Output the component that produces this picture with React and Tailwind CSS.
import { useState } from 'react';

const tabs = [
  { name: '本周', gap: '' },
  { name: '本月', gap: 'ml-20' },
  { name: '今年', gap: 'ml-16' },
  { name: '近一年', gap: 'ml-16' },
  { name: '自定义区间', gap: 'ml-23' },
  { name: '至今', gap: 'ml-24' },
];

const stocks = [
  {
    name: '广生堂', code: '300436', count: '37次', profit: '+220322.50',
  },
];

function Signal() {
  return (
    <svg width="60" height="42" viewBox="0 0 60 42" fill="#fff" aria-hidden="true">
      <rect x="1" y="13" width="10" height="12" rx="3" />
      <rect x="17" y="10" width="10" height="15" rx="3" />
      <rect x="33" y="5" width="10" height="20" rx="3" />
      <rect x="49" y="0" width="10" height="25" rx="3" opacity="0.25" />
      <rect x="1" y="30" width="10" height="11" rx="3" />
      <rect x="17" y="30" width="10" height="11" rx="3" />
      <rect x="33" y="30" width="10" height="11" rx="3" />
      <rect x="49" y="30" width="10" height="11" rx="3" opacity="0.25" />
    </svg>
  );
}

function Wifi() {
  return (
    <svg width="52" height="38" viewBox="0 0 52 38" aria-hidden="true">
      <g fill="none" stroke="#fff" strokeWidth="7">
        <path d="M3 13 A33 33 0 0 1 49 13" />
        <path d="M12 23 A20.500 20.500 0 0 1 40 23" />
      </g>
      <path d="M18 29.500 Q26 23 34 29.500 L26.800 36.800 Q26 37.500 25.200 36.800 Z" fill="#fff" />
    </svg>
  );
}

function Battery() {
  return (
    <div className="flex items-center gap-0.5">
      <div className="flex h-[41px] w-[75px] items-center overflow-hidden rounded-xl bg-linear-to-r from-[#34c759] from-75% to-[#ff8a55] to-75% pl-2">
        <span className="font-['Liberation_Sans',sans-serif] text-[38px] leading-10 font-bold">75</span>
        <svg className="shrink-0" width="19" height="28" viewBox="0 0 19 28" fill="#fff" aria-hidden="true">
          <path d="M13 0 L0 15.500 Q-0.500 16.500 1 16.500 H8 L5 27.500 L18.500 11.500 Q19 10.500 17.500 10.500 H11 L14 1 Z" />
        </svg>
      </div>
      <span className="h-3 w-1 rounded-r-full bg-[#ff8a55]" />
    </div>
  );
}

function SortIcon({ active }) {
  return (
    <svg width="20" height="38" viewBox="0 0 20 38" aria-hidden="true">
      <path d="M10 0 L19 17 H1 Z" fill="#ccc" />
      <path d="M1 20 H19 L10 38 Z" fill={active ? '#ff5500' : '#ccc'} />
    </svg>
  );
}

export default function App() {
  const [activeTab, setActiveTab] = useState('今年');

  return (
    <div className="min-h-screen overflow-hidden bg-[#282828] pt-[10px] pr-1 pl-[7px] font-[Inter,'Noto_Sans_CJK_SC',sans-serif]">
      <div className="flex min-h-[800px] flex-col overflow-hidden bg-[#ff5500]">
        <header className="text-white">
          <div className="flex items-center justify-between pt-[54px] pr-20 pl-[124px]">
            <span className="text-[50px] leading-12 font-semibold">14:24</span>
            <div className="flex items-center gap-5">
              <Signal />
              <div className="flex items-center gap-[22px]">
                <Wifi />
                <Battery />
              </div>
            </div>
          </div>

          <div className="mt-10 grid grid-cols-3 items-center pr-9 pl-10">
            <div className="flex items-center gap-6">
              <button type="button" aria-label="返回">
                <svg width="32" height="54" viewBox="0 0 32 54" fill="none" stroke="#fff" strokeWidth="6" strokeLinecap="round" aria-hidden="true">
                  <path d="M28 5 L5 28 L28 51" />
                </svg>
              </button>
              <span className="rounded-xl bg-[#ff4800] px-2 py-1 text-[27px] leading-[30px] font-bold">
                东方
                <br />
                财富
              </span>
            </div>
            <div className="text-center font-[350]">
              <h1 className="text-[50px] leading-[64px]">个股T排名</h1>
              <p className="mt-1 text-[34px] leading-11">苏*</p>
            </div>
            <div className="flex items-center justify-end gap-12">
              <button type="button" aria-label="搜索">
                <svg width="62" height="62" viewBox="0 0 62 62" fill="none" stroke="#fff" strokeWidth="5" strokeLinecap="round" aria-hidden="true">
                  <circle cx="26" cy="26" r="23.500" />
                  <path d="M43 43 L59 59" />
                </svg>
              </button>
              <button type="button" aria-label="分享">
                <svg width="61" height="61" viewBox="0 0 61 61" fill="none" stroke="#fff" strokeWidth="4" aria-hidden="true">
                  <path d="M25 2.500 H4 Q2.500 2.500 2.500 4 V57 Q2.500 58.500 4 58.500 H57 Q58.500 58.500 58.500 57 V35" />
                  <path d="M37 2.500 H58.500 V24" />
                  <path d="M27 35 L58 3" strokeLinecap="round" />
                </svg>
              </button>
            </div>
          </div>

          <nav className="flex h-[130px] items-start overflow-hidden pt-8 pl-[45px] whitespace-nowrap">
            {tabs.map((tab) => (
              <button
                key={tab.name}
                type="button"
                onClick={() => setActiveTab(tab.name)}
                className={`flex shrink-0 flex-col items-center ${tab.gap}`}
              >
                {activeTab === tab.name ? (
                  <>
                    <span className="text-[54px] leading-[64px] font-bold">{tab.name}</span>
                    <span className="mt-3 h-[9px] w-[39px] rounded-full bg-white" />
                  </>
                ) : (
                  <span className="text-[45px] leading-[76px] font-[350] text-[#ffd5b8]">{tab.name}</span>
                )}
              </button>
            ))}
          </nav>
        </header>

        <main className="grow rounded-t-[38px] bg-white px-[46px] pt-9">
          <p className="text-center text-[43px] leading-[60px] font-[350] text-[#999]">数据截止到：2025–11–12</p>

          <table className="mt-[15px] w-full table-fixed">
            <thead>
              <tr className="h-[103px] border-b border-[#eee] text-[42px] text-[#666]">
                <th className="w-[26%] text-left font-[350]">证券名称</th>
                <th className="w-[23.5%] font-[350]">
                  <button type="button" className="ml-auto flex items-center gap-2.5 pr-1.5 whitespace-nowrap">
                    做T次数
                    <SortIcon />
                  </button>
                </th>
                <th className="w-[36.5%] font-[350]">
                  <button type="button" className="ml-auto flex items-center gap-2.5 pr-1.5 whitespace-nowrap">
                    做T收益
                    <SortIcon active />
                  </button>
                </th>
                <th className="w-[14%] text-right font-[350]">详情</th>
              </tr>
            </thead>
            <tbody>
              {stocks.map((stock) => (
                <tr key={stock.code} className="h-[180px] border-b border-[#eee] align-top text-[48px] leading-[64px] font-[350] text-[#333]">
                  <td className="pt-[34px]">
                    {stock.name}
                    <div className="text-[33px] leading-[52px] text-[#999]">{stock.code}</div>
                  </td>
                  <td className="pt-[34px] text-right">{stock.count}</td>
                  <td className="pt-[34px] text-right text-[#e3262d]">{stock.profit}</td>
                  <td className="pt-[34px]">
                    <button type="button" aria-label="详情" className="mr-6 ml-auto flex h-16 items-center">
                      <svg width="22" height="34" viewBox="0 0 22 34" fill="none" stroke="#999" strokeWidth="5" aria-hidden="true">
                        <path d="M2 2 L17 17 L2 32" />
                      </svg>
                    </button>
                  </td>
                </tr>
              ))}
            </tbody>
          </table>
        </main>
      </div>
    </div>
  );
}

┄┄┄┄┄┄┄┄┄┄┄┄┄┄┄┄┄┄┄┄

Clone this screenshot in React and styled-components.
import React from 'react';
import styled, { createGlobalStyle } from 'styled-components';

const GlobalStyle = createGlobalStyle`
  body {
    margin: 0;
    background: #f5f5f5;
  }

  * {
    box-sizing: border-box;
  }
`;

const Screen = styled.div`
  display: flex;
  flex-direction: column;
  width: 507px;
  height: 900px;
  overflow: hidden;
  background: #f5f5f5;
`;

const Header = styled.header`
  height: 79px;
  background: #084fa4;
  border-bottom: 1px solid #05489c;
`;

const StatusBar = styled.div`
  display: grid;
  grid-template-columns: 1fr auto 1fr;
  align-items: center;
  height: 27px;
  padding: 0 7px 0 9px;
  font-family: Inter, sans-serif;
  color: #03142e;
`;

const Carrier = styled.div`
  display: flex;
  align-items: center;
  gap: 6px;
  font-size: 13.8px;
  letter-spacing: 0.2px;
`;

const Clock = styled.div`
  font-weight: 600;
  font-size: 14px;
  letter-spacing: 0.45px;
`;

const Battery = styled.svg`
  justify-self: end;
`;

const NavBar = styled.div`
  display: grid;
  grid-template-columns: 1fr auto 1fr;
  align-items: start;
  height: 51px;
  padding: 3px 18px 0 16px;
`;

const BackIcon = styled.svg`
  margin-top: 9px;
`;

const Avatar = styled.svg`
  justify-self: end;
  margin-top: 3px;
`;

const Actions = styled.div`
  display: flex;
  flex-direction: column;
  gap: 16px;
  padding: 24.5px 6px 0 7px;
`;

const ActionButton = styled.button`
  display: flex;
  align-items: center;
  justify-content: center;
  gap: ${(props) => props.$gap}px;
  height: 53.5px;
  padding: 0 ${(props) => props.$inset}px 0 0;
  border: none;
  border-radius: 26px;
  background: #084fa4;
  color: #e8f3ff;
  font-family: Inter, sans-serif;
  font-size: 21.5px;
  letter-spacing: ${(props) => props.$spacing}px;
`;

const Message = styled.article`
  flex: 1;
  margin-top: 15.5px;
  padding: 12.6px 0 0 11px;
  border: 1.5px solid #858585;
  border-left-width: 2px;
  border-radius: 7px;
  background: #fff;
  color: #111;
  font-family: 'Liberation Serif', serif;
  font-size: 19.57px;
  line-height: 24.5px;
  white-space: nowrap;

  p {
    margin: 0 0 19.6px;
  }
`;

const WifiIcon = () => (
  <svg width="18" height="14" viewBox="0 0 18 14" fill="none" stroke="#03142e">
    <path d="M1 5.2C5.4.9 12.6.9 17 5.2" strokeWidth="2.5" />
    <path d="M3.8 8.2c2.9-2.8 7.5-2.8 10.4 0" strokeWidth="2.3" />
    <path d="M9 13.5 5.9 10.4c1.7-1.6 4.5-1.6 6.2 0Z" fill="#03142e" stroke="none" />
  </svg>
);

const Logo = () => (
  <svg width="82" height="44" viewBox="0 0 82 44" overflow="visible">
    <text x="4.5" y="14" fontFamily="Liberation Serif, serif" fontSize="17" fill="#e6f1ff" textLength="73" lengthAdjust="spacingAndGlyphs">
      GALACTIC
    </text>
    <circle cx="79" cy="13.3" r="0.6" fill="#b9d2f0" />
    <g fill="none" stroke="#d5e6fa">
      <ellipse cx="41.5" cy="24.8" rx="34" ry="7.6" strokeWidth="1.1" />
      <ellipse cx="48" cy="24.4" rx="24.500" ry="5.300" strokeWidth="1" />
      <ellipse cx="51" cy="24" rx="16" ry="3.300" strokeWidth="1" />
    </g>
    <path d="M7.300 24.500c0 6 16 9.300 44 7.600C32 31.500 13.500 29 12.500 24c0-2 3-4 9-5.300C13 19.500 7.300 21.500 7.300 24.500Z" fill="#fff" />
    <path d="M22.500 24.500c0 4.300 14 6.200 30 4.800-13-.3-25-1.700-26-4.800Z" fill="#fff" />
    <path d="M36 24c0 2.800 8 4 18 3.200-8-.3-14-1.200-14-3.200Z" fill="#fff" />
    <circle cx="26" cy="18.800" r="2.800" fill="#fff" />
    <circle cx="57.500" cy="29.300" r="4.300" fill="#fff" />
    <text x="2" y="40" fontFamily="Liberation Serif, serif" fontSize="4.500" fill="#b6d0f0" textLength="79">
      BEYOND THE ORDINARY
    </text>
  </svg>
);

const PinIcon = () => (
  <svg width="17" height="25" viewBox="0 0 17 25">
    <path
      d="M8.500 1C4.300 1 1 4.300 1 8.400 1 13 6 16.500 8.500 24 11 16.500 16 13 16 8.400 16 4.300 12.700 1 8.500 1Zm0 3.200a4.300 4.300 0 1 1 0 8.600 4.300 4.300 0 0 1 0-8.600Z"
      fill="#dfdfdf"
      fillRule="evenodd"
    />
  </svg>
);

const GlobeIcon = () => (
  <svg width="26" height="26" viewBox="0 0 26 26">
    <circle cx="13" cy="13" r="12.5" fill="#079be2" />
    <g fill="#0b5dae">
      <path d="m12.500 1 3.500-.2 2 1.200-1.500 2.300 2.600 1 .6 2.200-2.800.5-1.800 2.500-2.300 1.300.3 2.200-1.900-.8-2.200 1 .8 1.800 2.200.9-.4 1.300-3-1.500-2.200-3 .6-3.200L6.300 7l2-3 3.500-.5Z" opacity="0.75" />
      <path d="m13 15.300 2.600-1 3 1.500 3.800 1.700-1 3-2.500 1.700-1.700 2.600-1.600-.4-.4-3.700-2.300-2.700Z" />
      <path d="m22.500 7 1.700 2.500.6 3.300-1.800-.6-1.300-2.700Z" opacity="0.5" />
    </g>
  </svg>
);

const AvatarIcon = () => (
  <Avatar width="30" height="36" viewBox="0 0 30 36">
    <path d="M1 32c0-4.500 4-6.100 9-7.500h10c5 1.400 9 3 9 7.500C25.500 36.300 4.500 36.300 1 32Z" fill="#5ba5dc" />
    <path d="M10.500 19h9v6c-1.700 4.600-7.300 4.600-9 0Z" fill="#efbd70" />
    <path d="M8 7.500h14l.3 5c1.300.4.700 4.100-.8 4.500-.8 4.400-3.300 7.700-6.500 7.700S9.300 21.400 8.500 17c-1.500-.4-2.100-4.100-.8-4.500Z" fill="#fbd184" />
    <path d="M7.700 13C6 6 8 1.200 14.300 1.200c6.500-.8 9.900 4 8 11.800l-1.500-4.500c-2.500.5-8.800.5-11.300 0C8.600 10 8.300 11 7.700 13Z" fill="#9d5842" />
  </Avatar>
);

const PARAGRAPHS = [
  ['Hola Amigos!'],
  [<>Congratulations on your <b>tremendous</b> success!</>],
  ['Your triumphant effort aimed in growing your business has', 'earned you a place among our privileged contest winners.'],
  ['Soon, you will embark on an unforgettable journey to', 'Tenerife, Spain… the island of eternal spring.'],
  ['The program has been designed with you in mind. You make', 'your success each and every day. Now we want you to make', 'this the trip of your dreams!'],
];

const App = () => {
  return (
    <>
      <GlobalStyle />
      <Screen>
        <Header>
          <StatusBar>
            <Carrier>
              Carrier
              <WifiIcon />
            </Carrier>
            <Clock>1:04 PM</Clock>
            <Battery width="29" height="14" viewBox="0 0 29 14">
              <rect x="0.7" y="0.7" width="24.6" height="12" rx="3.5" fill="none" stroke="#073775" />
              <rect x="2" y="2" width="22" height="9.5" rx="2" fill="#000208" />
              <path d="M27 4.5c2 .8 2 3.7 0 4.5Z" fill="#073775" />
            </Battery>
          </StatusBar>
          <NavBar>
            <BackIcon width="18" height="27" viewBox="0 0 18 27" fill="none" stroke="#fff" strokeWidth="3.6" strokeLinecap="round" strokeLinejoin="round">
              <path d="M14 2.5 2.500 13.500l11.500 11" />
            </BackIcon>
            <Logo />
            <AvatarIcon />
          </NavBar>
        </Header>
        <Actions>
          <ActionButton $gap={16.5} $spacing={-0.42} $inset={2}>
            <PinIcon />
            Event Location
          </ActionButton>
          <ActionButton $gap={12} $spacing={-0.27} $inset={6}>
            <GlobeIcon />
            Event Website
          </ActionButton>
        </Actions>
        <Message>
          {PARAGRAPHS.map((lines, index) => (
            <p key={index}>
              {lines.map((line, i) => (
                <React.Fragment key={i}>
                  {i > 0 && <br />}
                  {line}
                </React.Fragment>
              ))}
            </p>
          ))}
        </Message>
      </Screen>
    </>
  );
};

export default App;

┄┄┄┄┄┄┄┄┄┄┄┄┄┄┄┄┄┄┄┄

_What is expected_
Check each line of the entries above, and show every one holding the word "with".

_Expected output_
Output the component that produces this picture with React and Tailwind CSS.
  ['The program has been designed with you in mind. You make', 'your success each and every day. Now we want you to make', 'this the trip of your dreams!'],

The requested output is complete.